### Work instructions
Your task is to copy the listing exactly. Drop any pictures from the copy.
■ ■ ■
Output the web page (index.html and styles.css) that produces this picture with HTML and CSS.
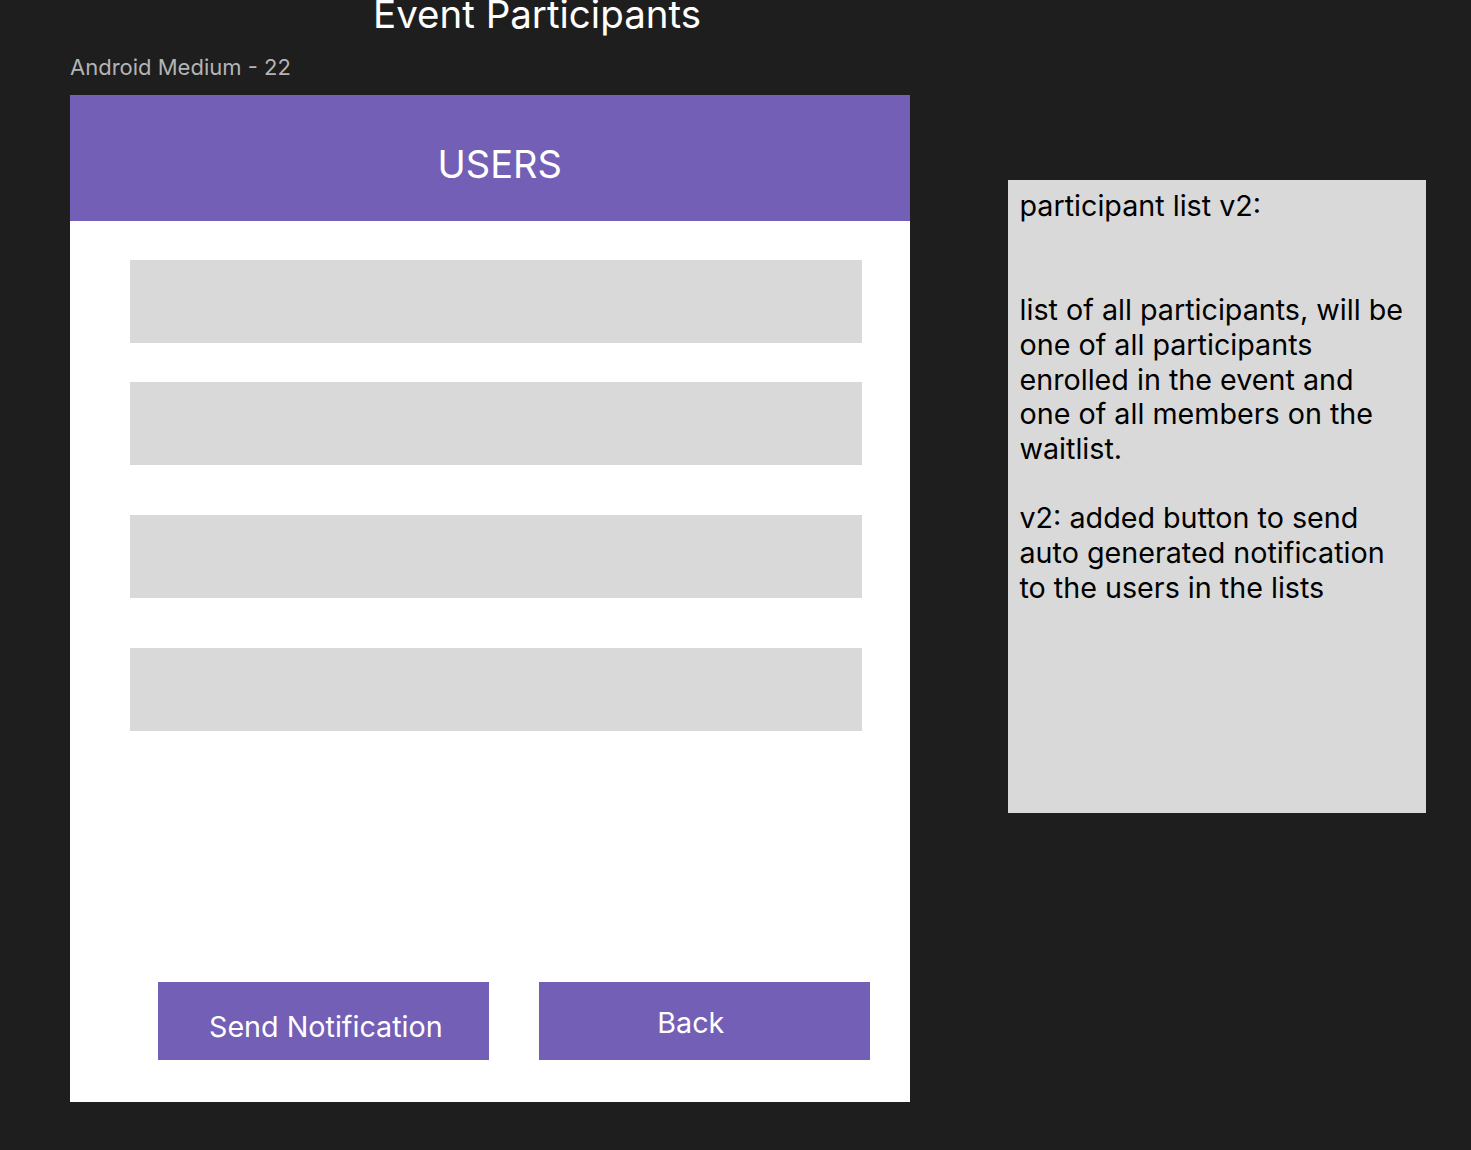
FILE: index.html
```html
<!DOCTYPE html>
<html lang="en">
<head>
<meta charset="utf-8">
<title>Event Participants</title>
<link rel="stylesheet" href="styles.css">
</head>
<body>
  <h1 class="title">Event Participants</h1>
  <div class="canvas">
    <div class="frame-col">
      <div class="frame-label">Android Medium - 22</div>
      <div class="frame">
        <div class="frame-header">USERS</div>
        <div class="frame-body">
          <div class="list">
            <div class="row row-first"></div>
            <div class="row row-second"></div>
            <div class="row row-third"></div>
            <div class="row row-fourth"></div>
          </div>
          <div class="actions">
            <div class="btn btn-send">Send Notification</div>
            <div class="btn btn-back">Back</div>
          </div>
        </div>
      </div>
    </div>
    <div class="note">
      <p class="note-line">participant list v2:</p>
      <p class="note-line">&nbsp;</p>
      <p class="note-line">&nbsp;</p>
      <p class="note-line">list of all participants, will be</p>
      <p class="note-line">one of all participants</p>
      <p class="note-line">enrolled in the event and</p>
      <p class="note-line">one of all members on the</p>
      <p class="note-line">waitlist.</p>
      <p class="note-line">&nbsp;</p>
      <p class="note-line">v2: added button to send</p>
      <p class="note-line">auto generated notification</p>
      <p class="note-line">to the users in the lists</p>
    </div>
  </div>
</body>
</html>
```
FILE: styles.css
```css
html, body {
  margin: 0;
  padding: 0;
  background: #1e1e1e;
  height: 1150px;
  overflow: hidden;
}

body {
  font-family: "Inter", "Noto Sans", sans-serif;
}

.title {
  margin: -5.5px 0 0 373px;
  font-size: 38.5px;
  line-height: 38.5px;
  height: 38.5px;
  font-weight: 400;
  color: #ffffff;
  white-space: nowrap;
}

.canvas {
  display: flex;
  align-items: flex-start;
  gap: 98px;
  padding-left: 70px;
  margin-top: 23px;
}

.frame-col {
  display: flex;
  flex-direction: column;
}

.frame-label {
  font-size: 22px;
  line-height: 22px;
  height: 22px;
  color: #b4b4b4;
  white-space: nowrap;
  margin-bottom: 17px;
}

.frame {
  width: 839.5px;
  height: 1006.7px;
  background: #ffffff;
  display: flex;
  flex-direction: column;
}

.frame-header {
  height: 125.5px;
  box-sizing: border-box;
  padding: 46px 0 0 20px;
  background: #735fb5;
  color: #ffffff;
  font-size: 38px;
  line-height: 46px;
  text-align: center;
}

.frame-body {
  flex: 1;
  display: flex;
  flex-direction: column;
  justify-content: space-between;
  padding: 39.5px 0 41.7px 0;
}

.list {
  display: flex;
  flex-direction: column;
  padding-left: 60px;
}

.row {
  width: 731.7px;
  height: 82.7px;
  background: #d9d9d9;
}

.row-second { margin-top: 39.3px; }
.row-third { margin-top: 50.3px; }
.row-fourth { margin-top: 50.3px; }

.actions {
  display: flex;
  gap: 50.3px;
  padding-left: 88px;
}

.btn {
  width: 330.7px;
  height: 78px;
  box-sizing: border-box;
  background: #735fb5;
  color: #ffffff;
  font-size: 28.7px;
  line-height: 34.7px;
  text-align: center;
  white-space: nowrap;
}

.btn-send {
  padding: 27.5px 0 0 5px;
}

.btn-back {
  padding: 23.5px 27px 0 0;
}

.note {
  margin-top: 124px;
  width: 418px;
  height: 633px;
  box-sizing: border-box;
  padding: 9px 0 0 12px;
  background: #d9d9d9;
  color: #000000;
}

.note-line {
  margin: 0;
  font-size: 28.7px;
  line-height: 34.7px;
  white-space: nowrap;
}
```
■ ■ ■
### Exercise response
Output the web page (index.html and styles.css) that produces this picture with HTML and CSS.
FILE: index.html
```html
<!DOCTYPE html>
<html lang="en">
<head>
<meta charset="utf-8">
<title>Event Participants</title>
<link rel="stylesheet" href="styles.css">
</head>
<body>
  <h1 class="title">Event Participants</h1>
  <div class="canvas">
    <div class="frame-col">
      <div class="frame-label">Android Medium - 22</div>
      <div class="frame">
        <div class="frame-header">USERS</div>
        <div class="frame-body">
          <div class="list">
            <div class="row row-first"></div>
            <div class="row row-second"></div>
            <div class="row row-third"></div>
            <div class="row row-fourth"></div>
          </div>
          <div class="actions">
            <div class="btn btn-send">Send Notification</div>
            <div class="btn btn-back">Back</div>
          </div>
        </div>
      </div>
    </div>
    <div class="note">
      <p class="note-line">participant list v2:</p>
      <p class="note-line">&nbsp;</p>
      <p class="note-line">&nbsp;</p>
      <p class="note-line">list of all participants, will be</p>
      <p class="note-line">one of all participants</p>
      <p class="note-line">enrolled in the event and</p>
      <p class="note-line">one of all members on the</p>
      <p class="note-line">waitlist.</p>
      <p class="note-line">&nbsp;</p>
      <p class="note-line">v2: added button to send</p>
      <p class="note-line">auto generated notification</p>
      <p class="note-line">to the users in the lists</p>
    </div>
  </div>
</body>
</html>
```
FILE: styles.css
```css
html, body {
  margin: 0;
  padding: 0;
  background: #1e1e1e;
  height: 1150px;
  overflow: hidden;
}

body {
  font-family: "Inter", "Noto Sans", sans-serif;
}

.title {
  margin: -5.5px 0 0 373px;
  font-size: 38.5px;
  line-height: 38.5px;
  height: 38.5px;
  font-weight: 400;
  color: #ffffff;
  white-space: nowrap;
}

.canvas {
  display: flex;
  align-items: flex-start;
  gap: 98px;
  padding-left: 70px;
  margin-top: 23px;
}

.frame-col {
  display: flex;
  flex-direction: column;
}

.frame-label {
  font-size: 22px;
  line-height: 22px;
  height: 22px;
  color: #b4b4b4;
  white-space: nowrap;
  margin-bottom: 17px;
}

.frame {
  width: 839.5px;
  height: 1006.7px;
  background: #ffffff;
  display: flex;
  flex-direction: column;
}

.frame-header {
  height: 125.5px;
  box-sizing: border-box;
  padding: 46px 0 0 20px;
  background: #735fb5;
  color: #ffffff;
  font-size: 38px;
  line-height: 46px;
  text-align: center;
}

.frame-body {
  flex: 1;
  display: flex;
  flex-direction: column;
  justify-content: space-between;
  padding: 39.5px 0 41.7px 0;
}

.list {
  display: flex;
  flex-direction: column;
  padding-left: 60px;
}

.row {
  width: 731.7px;
  height: 82.7px;
  background: #d9d9d9;
}

.row-second { margin-top: 39.3px; }
.row-third { margin-top: 50.3px; }
.row-fourth { margin-top: 50.3px; }

.actions {
  display: flex;
  gap: 50.3px;
  padding-left: 88px;
}

.btn {
  width: 330.7px;
  height: 78px;
  box-sizing: border-box;
  background: #735fb5;
  color: #ffffff;
  font-size: 28.7px;
  line-height: 34.7px;
  text-align: center;
  white-space: nowrap;
}

.btn-send {
  padding: 27.5px 0 0 5px;
}

.btn-back {
  padding: 23.5px 27px 0 0;
}

.note {
  margin-top: 124px;
  width: 418px;
  height: 633px;
  box-sizing: border-box;
  padding: 9px 0 0 12px;
  background: #d9d9d9;
  color: #000000;
}

.note-line {
  margin: 0;
  font-size: 28.7px;
  line-height: 34.7px;
  white-space: nowrap;
}
```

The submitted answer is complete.